In the morning, the king and queen sent out a search party for their missing daughter. On the beach two figures were found–Yno with with his head on his maiden’s feet, and a brown bird singing upon the beautiful girl. On a distant shore, the witch saw white wings rising towards Heaven, and heard the name “Corona” on the wind.
This is the most beautiful fairy tale I’ve read. The tale tells the story of two beautiful sisters, who are very dear to one another. Their happiness bleeds into the lives of everyone around them. Daughters of the king and queen, the young women had no desire to be married off, as they knew it would cause a divide in their relationship. But when the two come across a prince from a far-away land in the woods, they both eventually fall for him.
A fissure in their relationship begins to form when both girls realize their love for Ilario.
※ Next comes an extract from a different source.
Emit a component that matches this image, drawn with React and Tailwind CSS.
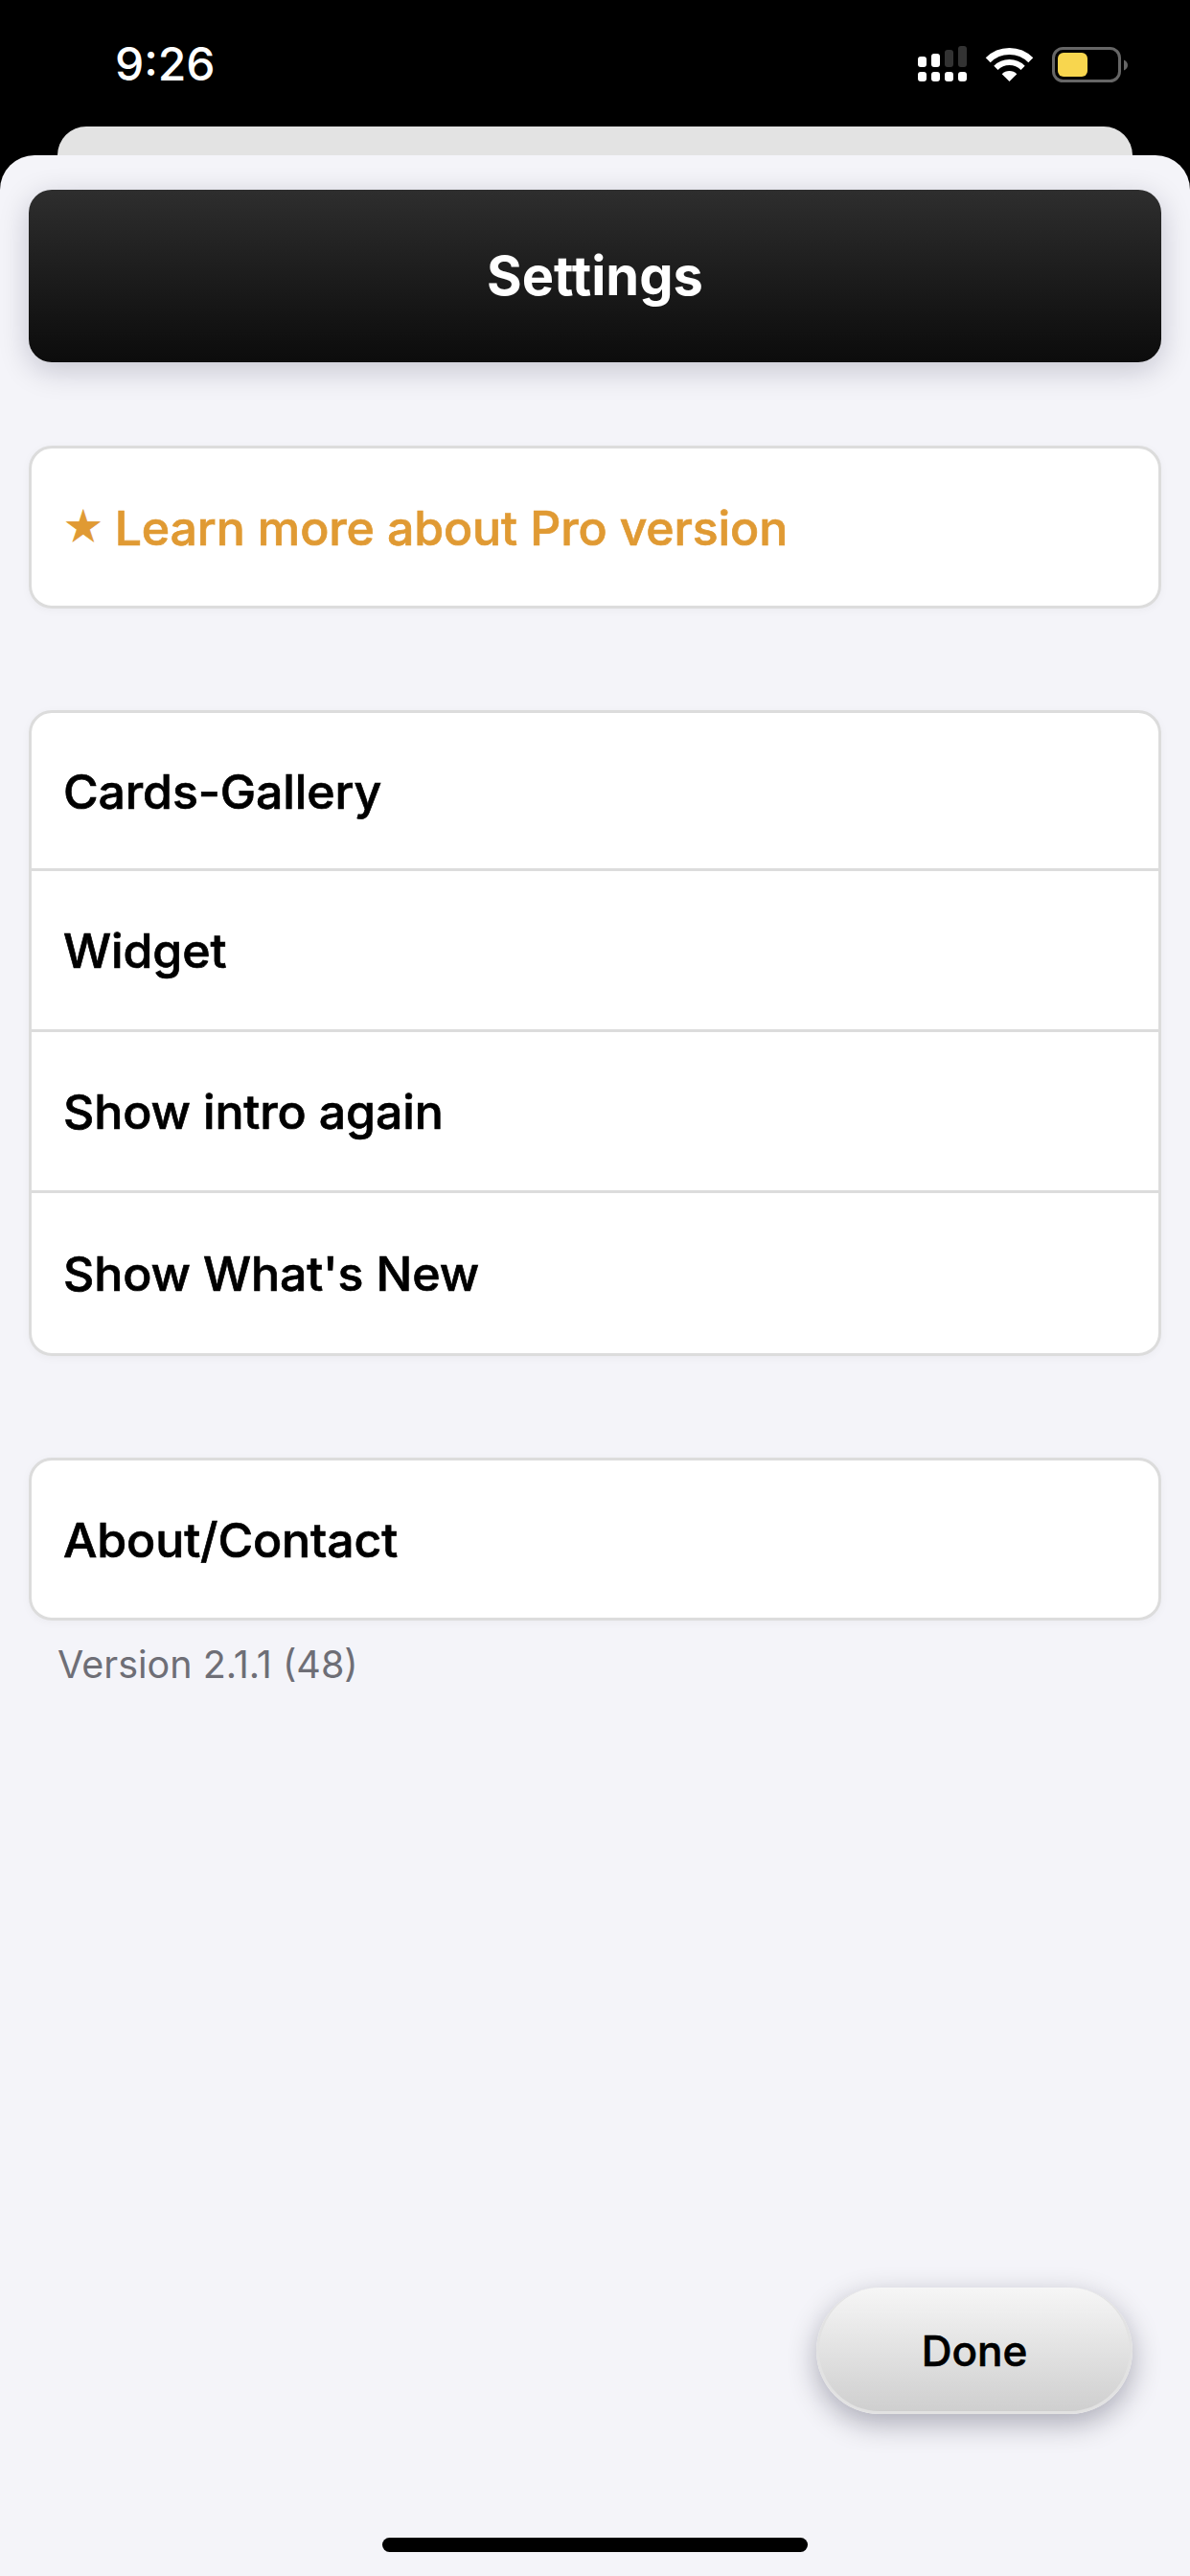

But when Ilario returns Mora’s attention and not Corona’s, his intentions are clear. Soon he asks for Mora’s hand in marriage. Before they are wed, he falls deathly ill. Out of her love for her sister and Ilario both, Corona offers to embark on a journey to find a witch who may have the cure for the ailing prince. Corona’s journey is treacherous and changes her character immensely.
This is a beautiful story of selfless, but heart-wrenching sacrifice, and how powerful pure love is. However, this tale also proves that love does not guarantee happiness, as Corona’s character exhibits. Furthermore, true love is sacrifice. There is so much to take away from this story. One cannot help but feel the anguish Corona endures, as she does not allow her love for Ilario to surpass or taint the purity of the love she has for her sister and her sister’s happiness. The tale concludes in a way that is neither satisfactory nor disappointing. It definitely makes one think, and appreciate the power of pure love because it is rare.